**STATED TASK:** Give only the number of lines in the data that contain the word "screenshot".
....................
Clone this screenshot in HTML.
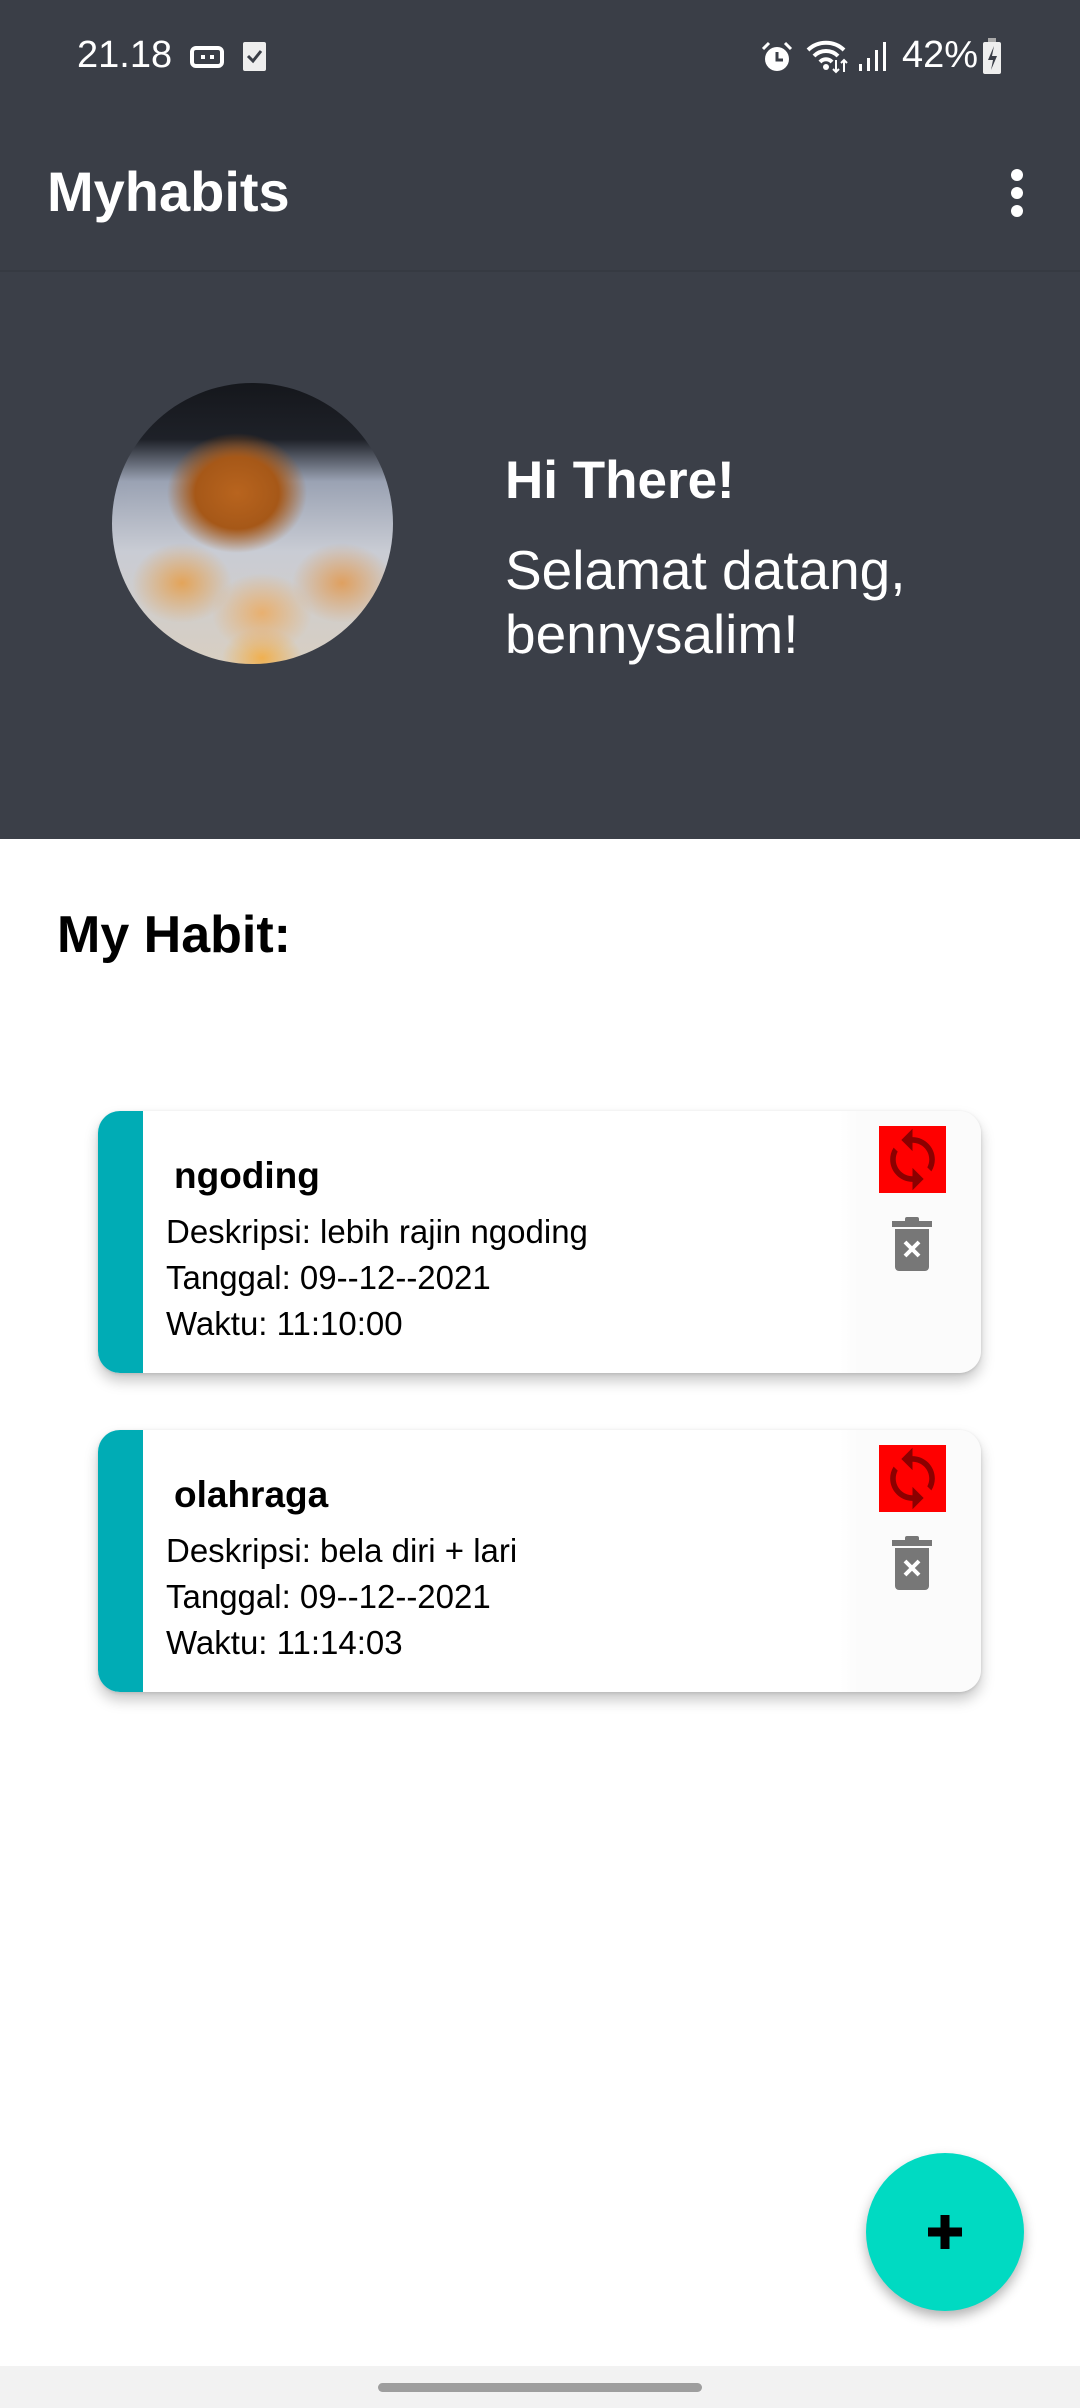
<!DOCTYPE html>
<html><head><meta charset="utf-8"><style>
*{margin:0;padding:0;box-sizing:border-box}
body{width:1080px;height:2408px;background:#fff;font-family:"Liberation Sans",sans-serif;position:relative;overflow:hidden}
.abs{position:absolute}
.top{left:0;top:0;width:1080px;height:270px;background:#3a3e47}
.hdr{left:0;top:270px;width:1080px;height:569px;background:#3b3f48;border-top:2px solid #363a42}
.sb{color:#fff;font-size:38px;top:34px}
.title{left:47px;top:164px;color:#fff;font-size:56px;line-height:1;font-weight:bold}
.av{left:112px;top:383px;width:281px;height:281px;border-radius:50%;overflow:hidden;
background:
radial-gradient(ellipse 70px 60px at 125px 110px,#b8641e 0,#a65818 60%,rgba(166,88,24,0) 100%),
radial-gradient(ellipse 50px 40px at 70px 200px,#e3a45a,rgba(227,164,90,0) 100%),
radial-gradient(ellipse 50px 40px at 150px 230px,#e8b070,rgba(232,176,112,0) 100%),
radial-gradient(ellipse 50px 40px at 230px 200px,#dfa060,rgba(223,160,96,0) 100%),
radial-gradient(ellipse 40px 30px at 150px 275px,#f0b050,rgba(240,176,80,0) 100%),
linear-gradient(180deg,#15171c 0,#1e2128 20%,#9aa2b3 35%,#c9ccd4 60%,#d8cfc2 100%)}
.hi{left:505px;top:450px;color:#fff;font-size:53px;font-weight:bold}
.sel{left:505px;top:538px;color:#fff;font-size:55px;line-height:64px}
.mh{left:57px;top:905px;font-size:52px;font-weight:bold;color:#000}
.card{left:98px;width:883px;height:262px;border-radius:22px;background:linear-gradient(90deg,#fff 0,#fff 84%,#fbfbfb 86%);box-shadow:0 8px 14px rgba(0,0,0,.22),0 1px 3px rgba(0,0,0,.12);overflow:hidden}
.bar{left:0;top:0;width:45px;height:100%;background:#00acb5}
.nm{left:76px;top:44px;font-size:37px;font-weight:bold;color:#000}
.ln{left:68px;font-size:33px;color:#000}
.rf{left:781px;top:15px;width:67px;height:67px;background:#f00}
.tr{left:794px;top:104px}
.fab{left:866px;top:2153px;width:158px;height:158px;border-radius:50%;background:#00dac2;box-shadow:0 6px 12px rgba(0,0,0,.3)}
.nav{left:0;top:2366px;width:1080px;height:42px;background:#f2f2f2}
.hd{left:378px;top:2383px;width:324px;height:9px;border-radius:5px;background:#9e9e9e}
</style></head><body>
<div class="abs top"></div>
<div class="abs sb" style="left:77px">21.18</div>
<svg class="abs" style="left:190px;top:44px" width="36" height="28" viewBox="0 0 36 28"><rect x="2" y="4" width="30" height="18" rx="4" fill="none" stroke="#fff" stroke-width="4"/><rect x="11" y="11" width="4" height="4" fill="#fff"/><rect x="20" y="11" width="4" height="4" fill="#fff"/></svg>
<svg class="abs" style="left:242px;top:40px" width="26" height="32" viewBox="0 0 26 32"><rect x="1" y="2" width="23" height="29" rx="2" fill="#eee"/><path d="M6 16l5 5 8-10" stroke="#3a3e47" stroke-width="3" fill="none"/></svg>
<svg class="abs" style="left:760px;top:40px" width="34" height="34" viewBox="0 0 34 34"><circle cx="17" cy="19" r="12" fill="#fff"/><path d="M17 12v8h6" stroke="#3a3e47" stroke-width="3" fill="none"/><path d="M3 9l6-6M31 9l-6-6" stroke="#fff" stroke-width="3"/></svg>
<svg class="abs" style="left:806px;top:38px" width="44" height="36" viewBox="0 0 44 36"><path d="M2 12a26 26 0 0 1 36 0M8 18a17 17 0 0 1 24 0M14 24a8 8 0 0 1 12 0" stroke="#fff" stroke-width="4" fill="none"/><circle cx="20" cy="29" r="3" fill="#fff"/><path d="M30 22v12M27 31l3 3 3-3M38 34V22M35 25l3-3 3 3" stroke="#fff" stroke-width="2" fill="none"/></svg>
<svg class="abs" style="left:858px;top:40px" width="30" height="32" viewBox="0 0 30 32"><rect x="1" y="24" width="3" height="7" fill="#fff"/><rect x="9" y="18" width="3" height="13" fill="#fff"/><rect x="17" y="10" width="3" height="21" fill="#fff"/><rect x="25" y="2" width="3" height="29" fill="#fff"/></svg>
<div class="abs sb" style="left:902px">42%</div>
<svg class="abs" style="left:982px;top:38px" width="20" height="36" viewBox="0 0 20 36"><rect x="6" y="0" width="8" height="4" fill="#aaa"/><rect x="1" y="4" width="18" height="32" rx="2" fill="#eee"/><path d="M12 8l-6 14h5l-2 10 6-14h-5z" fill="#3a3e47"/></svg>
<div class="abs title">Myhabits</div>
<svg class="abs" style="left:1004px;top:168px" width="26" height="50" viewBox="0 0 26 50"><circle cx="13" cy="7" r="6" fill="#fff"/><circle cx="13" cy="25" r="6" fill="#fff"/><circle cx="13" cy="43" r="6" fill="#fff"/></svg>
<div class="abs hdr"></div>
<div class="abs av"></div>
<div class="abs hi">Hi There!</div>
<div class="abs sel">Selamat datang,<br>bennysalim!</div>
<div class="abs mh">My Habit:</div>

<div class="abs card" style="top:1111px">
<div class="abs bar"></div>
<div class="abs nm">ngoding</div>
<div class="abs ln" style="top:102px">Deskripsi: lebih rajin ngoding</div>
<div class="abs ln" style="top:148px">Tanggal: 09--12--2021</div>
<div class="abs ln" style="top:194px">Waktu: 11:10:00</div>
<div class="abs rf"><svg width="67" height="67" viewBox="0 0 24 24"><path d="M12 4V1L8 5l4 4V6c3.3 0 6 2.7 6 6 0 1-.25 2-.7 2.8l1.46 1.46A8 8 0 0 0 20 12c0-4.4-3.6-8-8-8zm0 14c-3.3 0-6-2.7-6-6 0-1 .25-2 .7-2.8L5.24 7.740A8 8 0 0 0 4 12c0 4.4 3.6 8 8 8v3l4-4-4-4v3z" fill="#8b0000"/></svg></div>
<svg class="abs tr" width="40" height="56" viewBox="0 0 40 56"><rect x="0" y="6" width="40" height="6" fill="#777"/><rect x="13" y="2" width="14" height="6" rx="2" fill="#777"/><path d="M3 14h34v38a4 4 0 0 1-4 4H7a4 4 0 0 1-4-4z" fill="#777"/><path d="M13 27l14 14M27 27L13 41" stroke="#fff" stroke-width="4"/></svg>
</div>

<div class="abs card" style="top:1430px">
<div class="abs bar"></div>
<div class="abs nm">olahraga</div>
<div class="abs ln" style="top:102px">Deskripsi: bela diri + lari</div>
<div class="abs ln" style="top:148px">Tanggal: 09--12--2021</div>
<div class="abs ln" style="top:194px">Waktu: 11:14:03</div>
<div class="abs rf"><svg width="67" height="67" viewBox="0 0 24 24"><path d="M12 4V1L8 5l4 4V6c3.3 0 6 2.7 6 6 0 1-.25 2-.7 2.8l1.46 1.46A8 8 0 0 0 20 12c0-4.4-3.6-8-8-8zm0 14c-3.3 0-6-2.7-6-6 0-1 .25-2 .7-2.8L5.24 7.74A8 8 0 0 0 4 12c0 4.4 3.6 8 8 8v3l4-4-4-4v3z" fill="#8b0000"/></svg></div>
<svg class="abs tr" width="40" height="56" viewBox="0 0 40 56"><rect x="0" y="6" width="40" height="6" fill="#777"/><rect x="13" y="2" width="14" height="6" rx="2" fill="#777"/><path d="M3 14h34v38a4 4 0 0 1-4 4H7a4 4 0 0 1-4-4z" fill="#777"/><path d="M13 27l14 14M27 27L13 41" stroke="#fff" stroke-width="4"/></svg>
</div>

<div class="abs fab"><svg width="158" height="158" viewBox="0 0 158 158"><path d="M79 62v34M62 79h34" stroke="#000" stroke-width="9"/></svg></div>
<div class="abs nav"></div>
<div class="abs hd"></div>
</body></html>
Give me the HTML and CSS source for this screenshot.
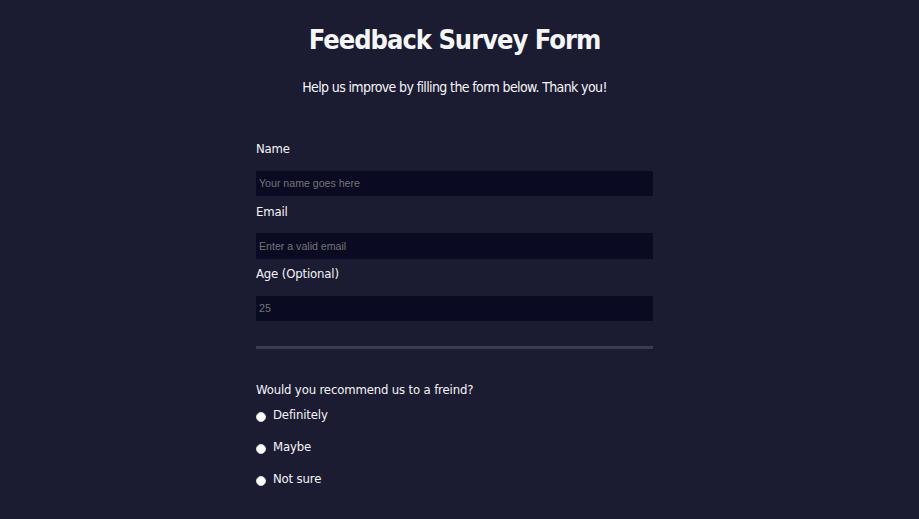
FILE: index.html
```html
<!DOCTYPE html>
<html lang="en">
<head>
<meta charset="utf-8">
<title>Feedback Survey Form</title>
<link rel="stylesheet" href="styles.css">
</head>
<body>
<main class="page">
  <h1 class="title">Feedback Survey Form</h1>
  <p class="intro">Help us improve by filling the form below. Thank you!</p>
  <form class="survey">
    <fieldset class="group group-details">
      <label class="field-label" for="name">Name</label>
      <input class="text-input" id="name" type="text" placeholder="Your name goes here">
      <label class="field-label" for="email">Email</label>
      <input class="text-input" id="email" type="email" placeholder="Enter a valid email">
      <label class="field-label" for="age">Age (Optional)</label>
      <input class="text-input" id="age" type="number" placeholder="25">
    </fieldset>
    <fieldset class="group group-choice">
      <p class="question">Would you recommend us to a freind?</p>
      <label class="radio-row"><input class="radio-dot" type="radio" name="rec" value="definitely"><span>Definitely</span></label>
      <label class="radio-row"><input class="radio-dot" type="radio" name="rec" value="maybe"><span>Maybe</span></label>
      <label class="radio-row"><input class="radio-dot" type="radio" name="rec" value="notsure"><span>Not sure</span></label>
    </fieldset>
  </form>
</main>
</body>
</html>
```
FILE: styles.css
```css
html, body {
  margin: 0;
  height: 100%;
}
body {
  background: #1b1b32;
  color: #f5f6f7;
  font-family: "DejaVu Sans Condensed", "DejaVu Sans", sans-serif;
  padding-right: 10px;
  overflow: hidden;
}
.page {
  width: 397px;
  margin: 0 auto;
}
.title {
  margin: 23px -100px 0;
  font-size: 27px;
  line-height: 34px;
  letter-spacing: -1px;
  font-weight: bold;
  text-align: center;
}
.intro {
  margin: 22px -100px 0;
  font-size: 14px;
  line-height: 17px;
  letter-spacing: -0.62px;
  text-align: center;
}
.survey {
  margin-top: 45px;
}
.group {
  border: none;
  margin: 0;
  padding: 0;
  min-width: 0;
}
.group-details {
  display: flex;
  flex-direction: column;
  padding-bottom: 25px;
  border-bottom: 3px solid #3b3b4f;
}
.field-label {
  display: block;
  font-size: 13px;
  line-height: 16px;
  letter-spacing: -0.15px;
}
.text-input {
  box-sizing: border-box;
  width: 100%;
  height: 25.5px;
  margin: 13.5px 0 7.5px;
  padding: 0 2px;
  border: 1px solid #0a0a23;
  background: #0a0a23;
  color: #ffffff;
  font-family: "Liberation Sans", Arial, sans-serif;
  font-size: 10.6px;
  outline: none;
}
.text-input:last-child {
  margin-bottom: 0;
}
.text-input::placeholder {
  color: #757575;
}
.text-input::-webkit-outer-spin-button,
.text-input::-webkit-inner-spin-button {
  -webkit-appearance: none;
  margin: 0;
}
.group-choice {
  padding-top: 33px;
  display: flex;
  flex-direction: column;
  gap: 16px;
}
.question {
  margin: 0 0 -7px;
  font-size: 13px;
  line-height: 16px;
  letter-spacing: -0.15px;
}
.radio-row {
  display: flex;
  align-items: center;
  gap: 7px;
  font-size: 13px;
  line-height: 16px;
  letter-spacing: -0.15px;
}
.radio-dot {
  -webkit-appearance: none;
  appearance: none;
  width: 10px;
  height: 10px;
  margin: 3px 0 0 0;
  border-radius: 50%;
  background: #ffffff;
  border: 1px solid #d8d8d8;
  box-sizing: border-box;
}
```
....................
**OUTPUT FOR THIS EXERCISE:** 2